Feeling very knowledgeable - having spotted something in the protesters Luke had missed!- I answered Luke's question about what they could be protesting about with a confident "It's Tibet- see the flag over there?" I was to be proved wrong later.

What the protesters didn't appreciate was that the timing of their entrance to the square coincided with a group of Hen's were making their way in the opposite direction. That was until the hens realised that there was a lot of naked people on bikes, where upon they did a u-turn and decided to "support" the protesters. The Indian Chief had the unfortunate experience of having his microphone taken off him by the Head Hen herself, who amongst a lot of screaming girly encouragement, belted out "Buttercup" by Barry White to an audience of naked people and confused looking tourists. I salute her confidence but pity the bars she and her posse were about to visit.

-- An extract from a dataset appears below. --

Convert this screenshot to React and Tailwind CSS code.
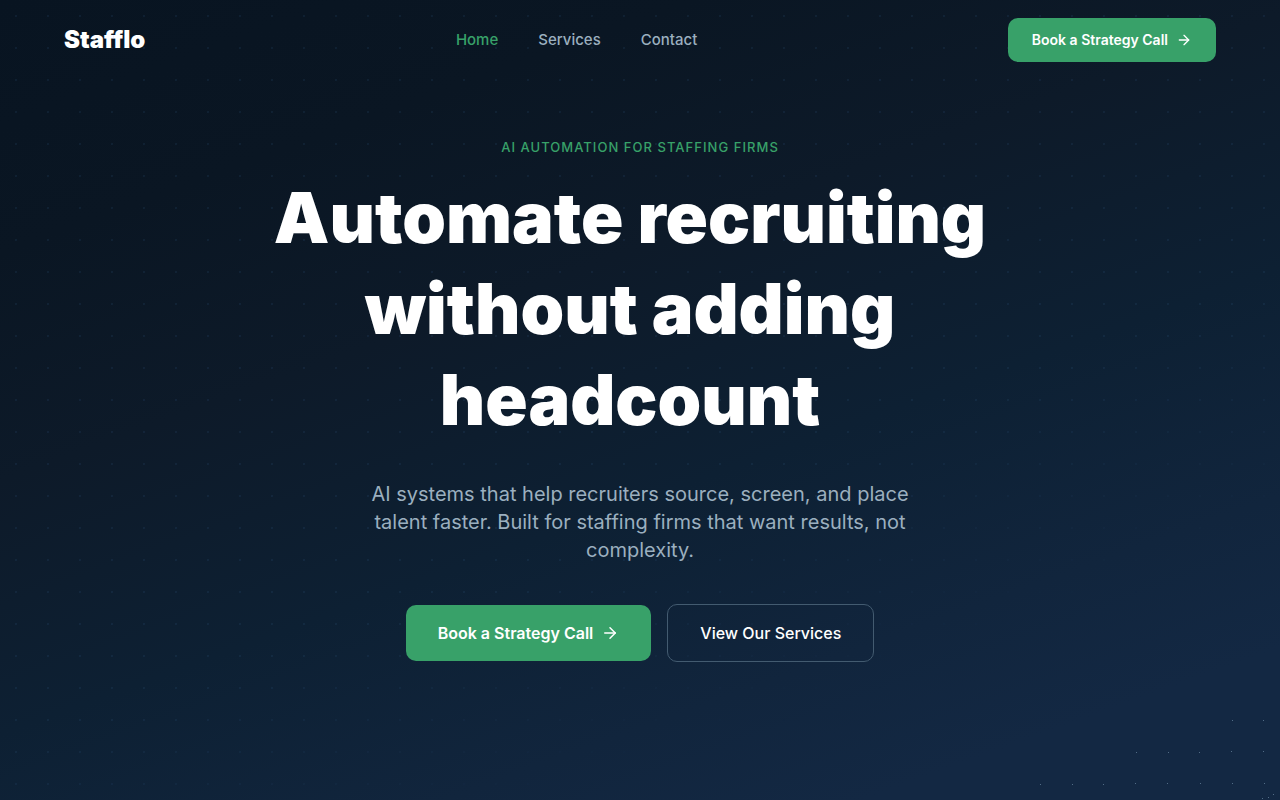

During the course of the song, some protesters clearly felt that the power of their message was being lost or that since the petition had been handed in it was time to delve into the rucksack and put some clothes on and head home. That for me had to be the most curious part- you have clearly cycled across a busy, metropolitan city to submit a petition, for Tibet me thinks, yet you can't cycle home the way you left it. Stark Naked?!

O.k.

As we were getting ready that evening to head out for dinner Luke was quietly typing away on the internet trying to find out what all the fuss had been about, not convinced by my Tibet theory. When he burst out laughing, it turns out it was "World Cycle Naked Day" and events like the one in Barcelona had occurred across Europe.

I can bet my entire life savings that this event was not being supported in Glasgow, Aberdeen, Edinburgh or London. Where we Brits are a little more reserved and a lot more cautious about put-holes, cobbles and builders.